El Gharib » (l’étranger) du syro-palestinien Ameer Fakhreddine a été projeté, vendredi 2 décembre, en ouverture du 11ème Festival International du Cinéma d’Alger (FICA), à la salle Ibn Zeydoun, à l’Office Riad El Feth.
Les influences picturales et littéraires du jeune Ameer Fakher Eldin apparaissent dès les premières images de ce long métrage particulièrement dense. Il y a un peu « La métamorphose » de l’austro-hongrois Franz Kafka ou encore le célèbre tableau du français Joseph-Désiré Court, « Une scène du déluge », produite en 1826.
Dans cette toile, un homme nu tente de sauver son père des eaux et délaisse son fils et sa femme. L’idée de l’homme qui préfère s’accrocher au passé au lieu de regarder l’avenir est fortement présente dans « El Gharib ».
Adnane (Ashraf Barhom), qui vit dans le village de Majdal Chams, dans le Golan syrien, occupé par Israël depuis 1967, est toujours absent de la maison, malgré les inquiétudes exprimées par son épouse Leila.
« Vivre à l’ombre de l’autre » ?
« Comment, une personne peut-elle vivre à l’ombre d’une autre ? », se demande Leila, frustrée de ne pas voir son époux présent à la maison aux côtés de sa fille.
Adnane, qui vit une crise existentialiste, préfère s’isoler dans un cabanon planté en plein champ d’arbres fruitiers. Il noie sa solitude choisie et son spleen en buvant du vodka, une habitude de son séjour à Moscou. Adnane n’a pas terminé ses études de médecine en Russie.
Il regarde souvent de la fenêtre une terre qui, peut-être, ne le reconnaît pas. Il est nostalgique et triste à la fois. Le temps est, comme lui, maussade, pluvieux, brumeux, nuageux…
Adnane, en conflit avec lui-même, n’a pas de bons rapports avec son père (Mohamed Bakri). Un père qui pense que son fils n’a pas choisi la voie qui a voulu lui imposer, il décide alors de ne rien lui laisser en héritage.
Les parents d’Adnane, un père habillé en noir et une mère vêtue de blanc, s’occupent d’une vâche laitière mourante alors qu’Adnane, souvent silencieux, est accompagné d’un chien infirme.
Le soleil a disparu…
Tout est blessure et cassure dans ce film plongé dans la grisaille. Dans le film de Ameer Fakher Eldin, le soleil a disparu. Comment l’astre du jour peut-il briller alors que la terre est occupée ? Le réalisateur a fait en sorte de montrer à chaque fois la beauté naturelle du Golan avec ses arbres et ses vallées. Et, à plusieurs reprises, il rappelle aussi « la guerre » en Syrie avec des bombardements lointains des collines. La guerre est entendue mais pas vue sans doute parce que le jeune réalisateur n’a pas de réponses sur ses objectifs.

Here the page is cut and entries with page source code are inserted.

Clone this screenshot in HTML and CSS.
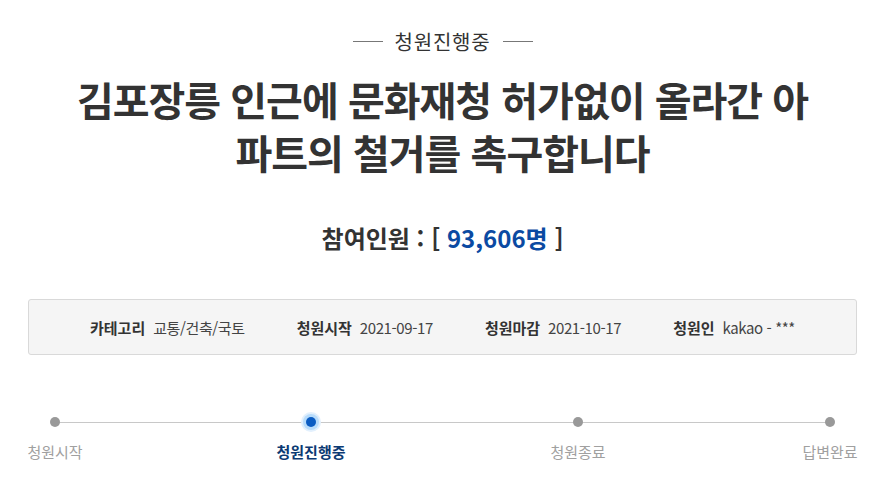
FILE: index.html
```html
<!DOCTYPE html>
<html lang="ko">
<head>
<meta charset="utf-8">
<link rel="stylesheet" href="styles.css">
</head>
<body>
<div class="page">
  <div class="status"><span class="dash"></span><span class="status-text">청원진행중</span><span class="dash"></span></div>
  <h1 class="title">김포장릉 인근에 문화재청 허가없이 올라간 아파트의 철거를 촉구합니다</h1>
  <p class="count">참여인원 : [ <span class="num">93,606명</span> ]</p>
  <ul class="info">
    <li><strong>카테고리</strong><span>교통/건축/국토</span></li>
    <li><strong>청원시작</strong><span>2021-09-17</span></li>
    <li><strong>청원마감</strong><span>2021-10-17</span></li>
    <li><strong>청원인</strong><span>kakao - ***</span></li>
  </ul>
  <div class="progress">
    <div class="track"></div>
    <div class="step"><span class="dot"></span><span class="label">청원시작</span></div>
    <div class="gap"></div>
    <div class="step active"><span class="dot"></span><span class="label">청원진행중</span></div>
    <div class="gap"></div>
    <div class="step"><span class="dot"></span><span class="label">청원종료</span></div>
    <div class="gap"></div>
    <div class="step"><span class="dot"></span><span class="label">답변완료</span></div>
  </div>
</div>
</body>
</html>
```
FILE: styles.css
```css
* { box-sizing: border-box; }
html, body { margin: 0; padding: 0; background: #fff; }
body {
  font-family: "Noto Sans CJK KR", "Noto Sans", sans-serif;
  color: #333;
}
.page {
  width: 829px;
  margin: 0 0 0 28px;
  padding-top: 27px;
}
.status {
  display: flex;
  justify-content: center;
  align-items: center;
  gap: 12px;
  height: 28px;
  font-size: 20px;
  letter-spacing: 0.8px;
  color: #333;
}
.dash {
  display: block;
  width: 30px;
  height: 1px;
  background: #777;
}
.title {
  margin: 18px auto 0;
  width: 750px;
  text-align: center;
  font-size: 40px;
  line-height: 53px;
  font-weight: 700;
  letter-spacing: -1px;
  color: #333;
}
.count {
  margin: 42px 0 0;
  text-align: center;
  font-size: 24px;
  line-height: 34px;
  font-weight: 700;
  color: #333;
}
.count .num { color: #0b4aa2; }
.info {
  list-style: none;
  margin: 44px 0 0;
  padding: 0;
  height: 56px;
  border: 1px solid #d9d9d9;
  border-radius: 3px;
  background: #f5f5f5;
  display: flex;
  justify-content: center;
  align-items: center;
  gap: 52px;
  font-size: 15px;
}
.info li { display: flex; gap: 8px; align-items: center; }
.info strong { font-weight: 700; color: #333; }
.info span { color: #444; letter-spacing: -0.4px; }
.progress {
  position: relative;
  margin-top: 58px;
  display: grid;
  grid-template-columns: 54px 195fr 68px 206fr 54px 198fr 54px;
}
.track {
  position: absolute;
  left: 27px;
  right: 27px;
  top: 9px;
  height: 1px;
  background: #c8c8c8;
}
.step {
  position: relative;
  display: flex;
  flex-direction: column;
  align-items: center;
}
.dot {
  width: 10px;
  height: 10px;
  margin-top: 4px;
  border-radius: 50%;
  background: #999;
}
.step.active .dot {
  background: #0b5cc2;
  box-shadow: 0 0 0 3px #b8dcfb, 0 0 0 5px #e2f0fd;
}
.label {
  margin-top: 14px;
  white-space: nowrap;
  font-size: 15px;
  line-height: 22px;
  color: #a0a0a0;
}
.step.active .label { color: #0c3a73; font-weight: 700; }
```
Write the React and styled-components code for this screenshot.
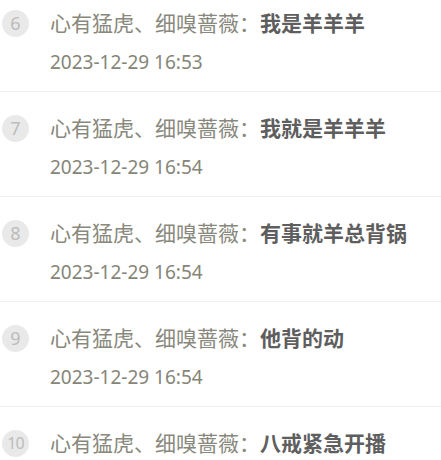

Les soldats israéliens sont bien présents dans le film, discutent en hébreu avec Adnane et ses deux amis. La scène d’un contrôle dans un check-point exprime parfaitement la sensation de l’enfermement avec des images captées de l’intérieur de la voiture. La vie d’Adnane est basculée par la rencontre d’un jeune syrien blessé…qui lui montre une ancienne photo, une maison à peine visible et un arbre imposant. Que signifie donc cette photo?
« Une occupation oubliée »
Ameer Fakher Eldin considère que l’occupation du Golan par Israël depuis plus de cinquante ans est « oubliée ». « Le personnage Adnan se sent étranger dans sa propre communauté », a-t-il dit dans une interview. Il envisage de donner suite à « El Gharib » avec un deuxième film qui raconte l’histoire d’un dramaturge syrien, refugié en Allemagne. « Si vous ne pouvez plus retourner dans votre pays, qu’en sera-t-il de votre passé ? Notre passé peut-il nous oublier ? » », s’est interrogé le cinéaste pour évoquer le déchirement des habitants du Golan qui ne peuvent plus entrer en Syrie. Le film portera le titre de « لا شيء من شيء يبقى » (Rien ne restera).
« El Gharib » a décroché un prix au 78ème Mostra de Venise en Italie, dans la section » Giornate degli Autori( Journées des auteurs), qui s’est déroulée en septembre 2022. Le film a été également primé au dernier Festival du Caire. Le film est proposé pour représenter la Palestine dans les Oscars dans la catégorie du meilleur film étranger.